§ **EXERCISE MATERIAL**
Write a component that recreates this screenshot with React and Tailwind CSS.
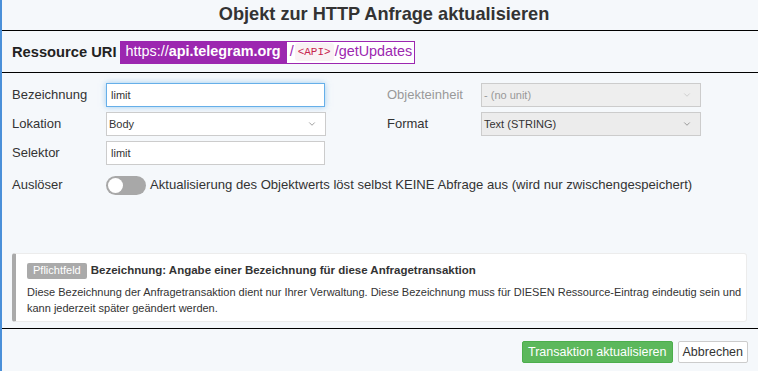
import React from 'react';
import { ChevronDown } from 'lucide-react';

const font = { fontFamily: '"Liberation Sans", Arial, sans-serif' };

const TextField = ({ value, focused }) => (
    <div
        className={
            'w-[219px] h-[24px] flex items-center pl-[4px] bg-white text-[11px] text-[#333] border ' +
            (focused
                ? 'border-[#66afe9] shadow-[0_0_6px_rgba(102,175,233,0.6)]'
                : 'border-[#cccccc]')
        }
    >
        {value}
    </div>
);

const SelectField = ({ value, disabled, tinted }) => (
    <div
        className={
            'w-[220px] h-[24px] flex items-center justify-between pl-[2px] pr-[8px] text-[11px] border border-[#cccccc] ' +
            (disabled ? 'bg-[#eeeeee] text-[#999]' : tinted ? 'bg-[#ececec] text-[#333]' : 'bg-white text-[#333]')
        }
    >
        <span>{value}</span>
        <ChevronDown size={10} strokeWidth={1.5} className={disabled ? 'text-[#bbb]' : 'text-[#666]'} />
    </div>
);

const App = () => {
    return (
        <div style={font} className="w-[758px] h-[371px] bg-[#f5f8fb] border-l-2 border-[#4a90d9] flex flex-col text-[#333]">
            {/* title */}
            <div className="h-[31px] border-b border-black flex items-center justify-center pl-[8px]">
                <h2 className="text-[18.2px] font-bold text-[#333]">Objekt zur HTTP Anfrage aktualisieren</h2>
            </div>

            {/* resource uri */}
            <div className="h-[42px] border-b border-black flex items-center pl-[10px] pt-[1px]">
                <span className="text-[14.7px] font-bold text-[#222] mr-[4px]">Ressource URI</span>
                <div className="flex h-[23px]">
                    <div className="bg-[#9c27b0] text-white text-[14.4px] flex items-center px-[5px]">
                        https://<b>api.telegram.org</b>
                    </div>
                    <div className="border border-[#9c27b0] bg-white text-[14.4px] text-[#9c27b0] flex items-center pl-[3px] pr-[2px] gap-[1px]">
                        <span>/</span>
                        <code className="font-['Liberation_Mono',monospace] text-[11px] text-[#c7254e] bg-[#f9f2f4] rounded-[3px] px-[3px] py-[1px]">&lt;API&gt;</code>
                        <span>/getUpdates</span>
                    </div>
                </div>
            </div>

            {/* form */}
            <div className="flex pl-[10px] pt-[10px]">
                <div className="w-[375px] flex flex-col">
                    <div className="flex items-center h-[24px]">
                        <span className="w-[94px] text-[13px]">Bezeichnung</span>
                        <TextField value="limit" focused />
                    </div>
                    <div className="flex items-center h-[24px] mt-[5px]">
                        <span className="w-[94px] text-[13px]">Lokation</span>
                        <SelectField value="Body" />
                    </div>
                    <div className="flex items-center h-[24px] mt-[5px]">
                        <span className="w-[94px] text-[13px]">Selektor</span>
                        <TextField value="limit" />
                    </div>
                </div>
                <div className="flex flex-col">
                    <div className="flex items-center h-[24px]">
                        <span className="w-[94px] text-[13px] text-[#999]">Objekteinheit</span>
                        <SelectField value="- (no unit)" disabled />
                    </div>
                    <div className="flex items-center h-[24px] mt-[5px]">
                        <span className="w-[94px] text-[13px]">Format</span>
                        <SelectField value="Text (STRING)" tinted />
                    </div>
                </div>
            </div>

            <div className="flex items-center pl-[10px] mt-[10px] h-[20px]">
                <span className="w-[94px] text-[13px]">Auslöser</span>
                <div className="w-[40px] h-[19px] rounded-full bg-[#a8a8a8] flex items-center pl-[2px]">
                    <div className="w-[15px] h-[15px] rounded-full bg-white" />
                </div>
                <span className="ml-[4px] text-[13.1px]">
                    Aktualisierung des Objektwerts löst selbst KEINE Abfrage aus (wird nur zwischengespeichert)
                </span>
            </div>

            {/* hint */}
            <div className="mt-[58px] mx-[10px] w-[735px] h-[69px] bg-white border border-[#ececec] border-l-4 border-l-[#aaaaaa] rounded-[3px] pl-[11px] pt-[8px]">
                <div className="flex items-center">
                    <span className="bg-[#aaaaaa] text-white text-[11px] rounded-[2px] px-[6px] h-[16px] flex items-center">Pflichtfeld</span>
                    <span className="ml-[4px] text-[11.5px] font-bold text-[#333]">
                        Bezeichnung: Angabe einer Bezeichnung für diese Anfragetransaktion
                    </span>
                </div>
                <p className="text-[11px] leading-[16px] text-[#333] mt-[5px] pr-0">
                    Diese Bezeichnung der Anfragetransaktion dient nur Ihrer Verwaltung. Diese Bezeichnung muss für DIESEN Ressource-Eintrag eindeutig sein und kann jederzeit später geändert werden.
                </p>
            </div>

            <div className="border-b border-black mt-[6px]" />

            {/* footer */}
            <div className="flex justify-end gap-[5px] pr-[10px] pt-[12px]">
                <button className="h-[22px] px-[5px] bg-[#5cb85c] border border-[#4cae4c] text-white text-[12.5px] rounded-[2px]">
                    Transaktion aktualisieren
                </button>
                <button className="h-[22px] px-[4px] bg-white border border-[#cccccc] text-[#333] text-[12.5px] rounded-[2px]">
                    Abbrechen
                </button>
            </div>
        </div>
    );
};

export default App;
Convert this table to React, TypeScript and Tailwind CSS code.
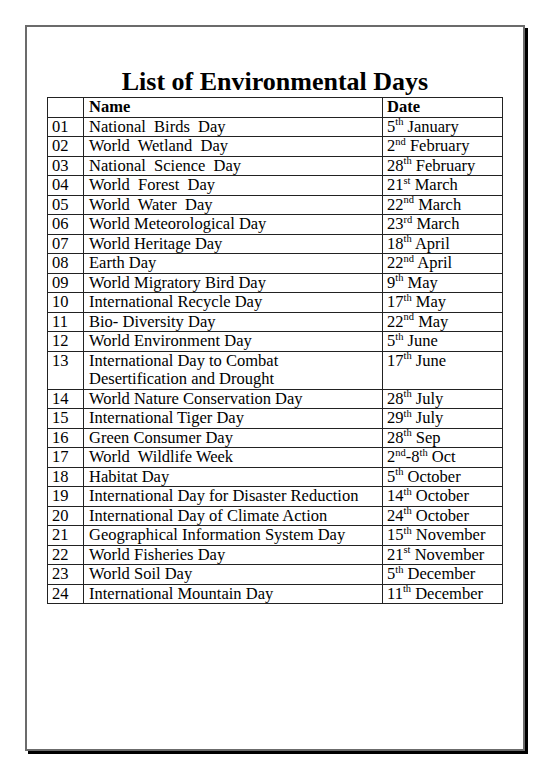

§ **WRITTEN EXERCISE**
In the entries above, find every line holding the word "code" and copy it out.

§ **SOLUTION TO THIS PROBLEM**
                        <code className="font-['Liberation_Mono',monospace] text-[11px] text-[#c7254e] bg-[#f9f2f4] rounded-[3px] px-[3px] py-[1px]">&lt;API&gt;</code>
Convert this table to React, TypeScript and Tailwind CSS code.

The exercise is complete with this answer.